In other words, offsets could have completely overwhelmed the Waxman-Markey bill’s cap (which only declined a few percentage points each year) for decades — precisely what Prof. Wara predicted just days before the bill passed the House in 2009.
Proponents of AB-32, California’s cap-trade-offset program, assure us that offsets won’t overwhelm its emissions cap. Yet the intrinsic problems of offset quality will require extensive and aggressive oversight.
Fraud and other crime
In cap-and-trade systems, a carbon allowance represents the right to emit a ton of CO2. Typically, allowances are auctioned or distributed to greenhouse gas emitters up to their cap levels. Thus, emitters will have surplus allowances to sell if they reduce emissions below their cap. Allowances function much like currency with attendant opportunities for fraud and manipulation. Offsets add another potential opportunity for mischief. To the extent that offsets fail to actually reduce emissions, they’re effectively a way to counterfeit money.
One of Friends of the Earth’s “Ten Ways to Game the Carbon Markets” (2011) was “carouselling,” in which carbon allowances are used to evade taxes. In 2013, Interpol issued a “Guide to Carbon Trading Crime” detailing real-world examples.
There’s no doubt that funding is needed for low-carbon energy and good forest practices in developing countries.
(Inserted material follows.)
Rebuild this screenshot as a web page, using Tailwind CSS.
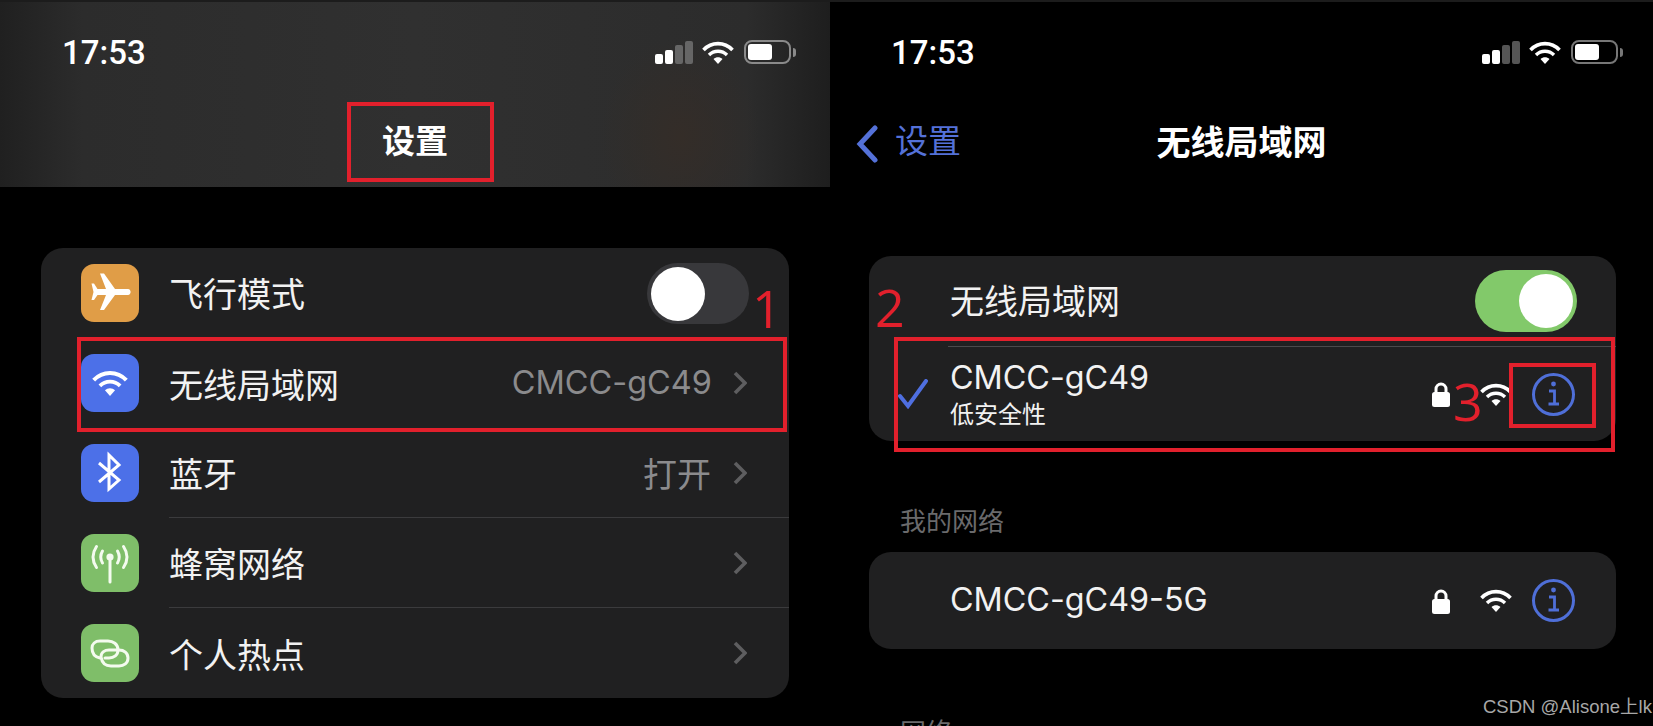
<!DOCTYPE html>
<html lang="zh-CN">
<head>
  <meta charset="UTF-8">
  <meta name="viewport" content="width=device-width, initial-scale=1.0">
  <script src="https://cdn.jsdelivr.net/npm/@tailwindcss/browser@4"></script>
  <title>无线局域网</title>
</head>
<body class="bg-black overflow-hidden font-['Inter','Noto_Sans_CJK_SC',sans-serif] text-[#f2f2f2]">
  <svg class="hidden">
    <symbol id="wifi" viewBox="0 0 32 23">
      <path d="M1.5 9C9.5 .5 22.5 .5 30.5 9" fill="none" stroke="currentColor" stroke-width="3.6"/>
      <path d="M7 14C12 9 20 9 25 14" fill="none" stroke="currentColor" stroke-width="3.4"/>
      <path d="M11.5 18C14 15.5 18 15.5 20.5 18L16 23Z" fill="currentColor"/>
    </symbol>
    <symbol id="lock" viewBox="0 0 18 26">
      <path d="M4 13V8a5 5 0 0 1 10 0V13" fill="none" stroke="currentColor" stroke-width="3"/>
      <rect x="0" y="11" width="18" height="15" rx="2.5" fill="currentColor"/>
    </symbol>
    <symbol id="info" viewBox="0 0 43 43">
      <circle cx="21.5" cy="21.5" r="20" fill="none" stroke="currentColor" stroke-width="3"/>
      <circle cx="21.5" cy="11" r="2.4" fill="currentColor"/>
      <path d="M17 18H22.5V31M16.5 31H27" fill="none" stroke="currentColor" stroke-width="2.8"/>
    </symbol>
    <symbol id="chevron" viewBox="0 0 14 24">
      <path d="M2 2L12 12L2 22" fill="none" stroke="currentColor" stroke-width="3.6"/>
    </symbol>
  </svg>

  <div class="flex w-[1653px] h-[726px]">
    <!-- left phone: settings -->
    <div class="relative w-[830px] h-[726px] overflow-hidden">
      <div class="h-[187px] pt-[38px] border-t-2 border-[#1c1c1c] bg-[radial-gradient(ellipse_80px_100px_at_680px_135px,#342d28_0%,transparent_100%),linear-gradient(90deg,#202020_0%,#2c2c2c_10%,#303030_50%,#2c2c2c_90%,#1e1e1e_100%)]">
        <div class="flex items-center justify-between h-[24px] pl-[62px] pr-[34px]">
          <span class="font-['Roboto'] font-medium text-[33px] leading-none text-white">17:53</span>
          <div class="flex items-center">
            <div class="flex items-end gap-[2px] h-[23px]">
              <div class="w-[8px] h-[10px] rounded-[2px] bg-white"></div>
              <div class="w-[8px] h-[14px] rounded-[2px] bg-white"></div>
              <div class="w-[8px] h-[19px] rounded-[2px] bg-[#666666]"></div>
              <div class="w-[8px] h-[23px] rounded-[2px] bg-[#666666]"></div>
            </div>
            <svg class="w-[32px] h-[23px] ml-[9px] text-white"><use href="#wifi"/></svg>
            <div class="w-[47px] h-[24px] ml-[10px] p-[2px] border-2 border-[#8a8a8a] rounded-[8px]">
              <div class="w-[24px] h-full rounded-[3px] bg-white"></div>
            </div>
            <div class="w-[3px] h-[9px] ml-[2px] rounded-r-[3px] bg-[#8a8a8a]"></div>
          </div>
        </div>
        <div class="mt-[56px] h-[40px] flex items-center justify-center text-[33px] font-['Noto_Sans_CJK_SC'] font-semibold text-white">设置</div>
      </div>

      <div class="mt-[61px] ml-[41px] w-[748px] h-[450px] rounded-[22px] bg-[#202021] text-[34px] font-['Noto_Sans_CJK_SC']">
        <div class="flex items-center h-[90px] pl-[40px]">
          <div class="w-[58px] h-[58px] rounded-[13px] bg-[#e09d47]">
            <svg viewBox="0 0 58 58" class="w-full h-full"><path fill="#ffffff" d="M47 25H34L23 9.5H19L25 25H16.5L13 19.5H10.5L12.5 28L10.5 36H13L16.5 31H25L19 46H23L34 31H47C50.5 31 50.5 25 47 25Z"/></svg>
          </div>
          <span class="ml-[30px] -mt-[2px]">飞行模式</span>
          <div class="ml-auto mr-[40px] w-[102px] h-[61px] p-[4px] rounded-full bg-[#38383b]">
            <div class="w-[54px] h-[54px] rounded-full bg-white"></div>
          </div>
        </div>
        <div class="flex items-center h-[90px] pl-[40px]">
          <div class="w-[58px] h-[58px] rounded-[13px] bg-[#4c70e8] flex items-center justify-center">
            <svg class="w-[36px] h-[26px] text-white"><use href="#wifi"/></svg>
          </div>
          <span class="ml-[30px]">无线局域网</span>
          <span class="ml-auto font-['Inter'] text-[#8b8b8d] text-[32.5px]">CMCC-gC49</span>
          <svg class="w-[14px] h-[24px] ml-[21px] mr-[42px] text-[#5e5e60]"><use href="#chevron"/></svg>
        </div>
        <div class="flex items-center h-[90px] pl-[40px]">
          <div class="w-[58px] h-[58px] rounded-[13px] bg-[#4c70e8]">
            <svg viewBox="0 0 58 58" class="w-full h-full"><path fill="none" stroke="#ffffff" stroke-width="3" d="M18 19L38 36L28 45V11L38 21L18 38"/></svg>
          </div>
          <div class="flex-1 flex items-center h-full ml-[30px] border-b border-[#3b3b3d]">
            <span>蓝牙</span>
            <span class="ml-auto text-[#8b8b8d] text-[34px]">打开</span>
            <svg class="w-[14px] h-[24px] ml-[22px] mr-[42px] text-[#5e5e60]"><use href="#chevron"/></svg>
          </div>
        </div>
        <div class="flex items-center h-[90px] pl-[40px]">
          <div class="w-[58px] h-[58px] rounded-[13px] bg-[#7fbe69]">
            <svg viewBox="0 0 58 58" class="w-full h-full"><g fill="none" stroke="#f4fbef" stroke-width="3" stroke-linecap="round"><path d="M29 24V48"/><path d="M21.5 17Q18 23 21.5 29M15.5 12.5Q8.5 23 15.5 33.5M36.5 17Q40 23 36.5 29M42.5 12.5Q49.5 23 42.5 33.5"/></g><circle cx="29" cy="23" r="3.6" fill="#f4fbef"/></svg>
          </div>
          <div class="flex-1 flex items-center h-full ml-[30px] border-b border-[#3b3b3d]">
            <span>蜂窝网络</span>
            <svg class="w-[14px] h-[24px] ml-auto mr-[42px] text-[#5e5e60]"><use href="#chevron"/></svg>
          </div>
        </div>
        <div class="flex items-center h-[90px] pl-[40px]">
          <div class="w-[58px] h-[58px] rounded-[13px] bg-[#7fbe69]">
            <svg viewBox="0 0 58 58" class="w-full h-full"><g fill="none" stroke="#f4fbef" stroke-width="3" stroke-linecap="round"><path d="M37 26C37 20 32 17 27 17H19C14 17 11 20 11 24C11 30 14 33 19 34"/><path d="M20 33C20 28 24 26 28 26H38C43 26 47 29 47 34C47 39 43 42 38 42H30C25 42 21 39 20 33Z"/><path d="M37 26C37 31 33 34 28 34H24"/></g></svg>
          </div>
          <span class="ml-[30px]">个人热点</span>
          <svg class="w-[14px] h-[24px] ml-auto mr-[42px] text-[#5e5e60]"><use href="#chevron"/></svg>
        </div>
      </div>

      <!-- annotations -->
      <div class="absolute left-[347px] top-[102px] w-[147px] h-[80px] border-4 border-[#e2202c]"></div>
      <div class="absolute left-[77px] top-[337px] w-[710px] h-[95px] border-4 border-[#e2202c]"></div>
      <span class="absolute left-[752px] top-[272px] font-['Open_Sans'] text-[52px] leading-[71px] text-[#e2202c]">1</span>
    </div>

    <!-- right phone: wifi -->
    <div class="relative w-[823px] h-[726px] overflow-hidden">
      <div class="h-[187px] pt-[38px] border-t-2 border-[#1c1c1c]">
        <div class="flex items-center justify-between h-[24px] pl-[61px] pr-[30px]">
          <span class="font-['Roboto'] font-medium text-[33px] leading-none text-white">17:53</span>
          <div class="flex items-center">
            <div class="flex items-end gap-[2px] h-[23px]">
              <div class="w-[8px] h-[10px] rounded-[2px] bg-white"></div>
              <div class="w-[8px] h-[14px] rounded-[2px] bg-white"></div>
              <div class="w-[8px] h-[19px] rounded-[2px] bg-[#555555]"></div>
              <div class="w-[8px] h-[23px] rounded-[2px] bg-[#555555]"></div>
            </div>
            <svg class="w-[32px] h-[23px] ml-[9px] text-white"><use href="#wifi"/></svg>
            <div class="w-[47px] h-[24px] ml-[10px] p-[2px] border-2 border-[#777777] rounded-[8px]">
              <div class="w-[24px] h-full rounded-[3px] bg-white"></div>
            </div>
            <div class="w-[3px] h-[9px] ml-[2px] rounded-r-[3px] bg-[#777777]"></div>
          </div>
        </div>
        <div class="relative mt-[56px] h-[40px] flex items-center justify-center text-[34px] font-['Noto_Sans_CJK_SC'] font-semibold text-white">
          无线局域网
          <div class="absolute left-[26px] top-0 h-[40px] flex items-center text-[33px] font-normal text-[#5471d8]">
            <svg viewBox="0 0 22 38" class="w-[22px] h-[38px] mt-[8px]"><path d="M19 3L4 19L19 35" fill="none" stroke="currentColor" stroke-width="5" stroke-linecap="round"/></svg>
            <span class="ml-[17px]">设置</span>
          </div>
        </div>
      </div>

      <div class="mt-[69px] ml-[39px] w-[747px] h-[185px] rounded-[22px] bg-[#202021]">
        <div class="flex items-center h-[90px] pl-[81px]">
          <span class="text-[34px] font-['Noto_Sans_CJK_SC'] -mt-[3px]">无线局域网</span>
          <div class="ml-auto mr-[39px] flex justify-end w-[102px] h-[62px] p-[4px] rounded-full bg-[#82c96a]">
            <div class="w-[54px] h-[54px] rounded-full bg-white"></div>
          </div>
        </div>
        <div class="h-[95px] ml-[79px] border-t border-[#4a4a4c] flex items-center pl-[2px] relative">
          <div class="flex flex-col">
            <span class="text-[32.3px] leading-[40px] -mt-[2px]">CMCC-gC49</span>
            <span class="text-[24px] leading-[30px] font-['Noto_Sans_CJK_SC']">低安全性</span>
          </div>
          <svg viewBox="0 0 30 30" class="absolute left-[-50px] top-[32px] w-[30px] h-[30px] text-[#4f6fe0]"><path d="M2 17L10 27L28 2" fill="none" stroke="currentColor" stroke-width="4" stroke-linecap="round"/></svg>
          <div class="ml-auto mr-[41px] flex items-center">
            <svg class="w-[18px] h-[26px] text-white"><use href="#lock"/></svg>
            <svg class="w-[32px] h-[23px] ml-[30px] text-white"><use href="#wifi"/></svg>
            <svg class="w-[43px] h-[43px] ml-[20px] text-[#4f6fd8]"><use href="#info"/></svg>
          </div>
        </div>
      </div>

      <div class="ml-[70px] mt-[63px] h-[30px] flex items-center text-[26px] text-[#6a6a6c] font-['Noto_Sans_CJK_SC']">我的网络</div>
      <div class="mt-[18px] ml-[39px] w-[747px] h-[97px] rounded-[22px] bg-[#202021] flex items-center pl-[81px]">
        <span class="text-[32.3px]">CMCC-gC49-5G</span>
        <div class="ml-auto mr-[41px] flex items-center">
          <svg class="w-[18px] h-[26px] text-white"><use href="#lock"/></svg>
          <svg class="w-[32px] h-[23px] ml-[30px] text-white"><use href="#wifi"/></svg>
          <svg class="w-[43px] h-[43px] ml-[20px] text-[#4f6fd8]"><use href="#info"/></svg>
        </div>
      </div>
      <div class="ml-[70px] mt-[66px] h-[30px] flex items-center text-[26px] text-[#6a6a6c] font-['Noto_Sans_CJK_SC']">网络</div>

      <!-- annotations -->
      <div class="absolute left-[64px] top-[337px] w-[721px] h-[115px] border-4 border-[#e2202c]"></div>
      <div class="absolute left-[679px] top-[363px] w-[87px] h-[65px] border-4 border-[#e2202c]"></div>
      <span class="absolute left-[45px] top-[271px] font-['Open_Sans'] text-[52px] leading-[71px] text-[#e2202c]">2</span>
      <span class="absolute left-[623px] top-[365px] font-['Open_Sans'] text-[52px] leading-[71px] text-[#e2202c]">3</span>
      <span class="absolute left-[653px] top-[696px] text-[18.5px] leading-[22px] whitespace-nowrap text-[#a8a8a8] font-['Liberation_Sans','Noto_Sans_CJK_SC']">CSDN @Alisone上lk</span>
    </div>
  </div>
</body>
</html>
Unfortunately, real-world experience indicates that offset markets are a questionable funding source. Offsets drive down allowance prices in carbon markets, resulting in weaker incentives for decarbonization, while uncertain offset quality undermines the certainty of emissions caps. A price floor, such as the $10/ton floor specified in California’s AB-32 program, can prevent a total collapse of allowance prices. Yet a simple, direct carbon tax offers an even clearer and more predictable price signals to CO2 emitters while creating far fewer opportunities for manipulation, fraud and crime.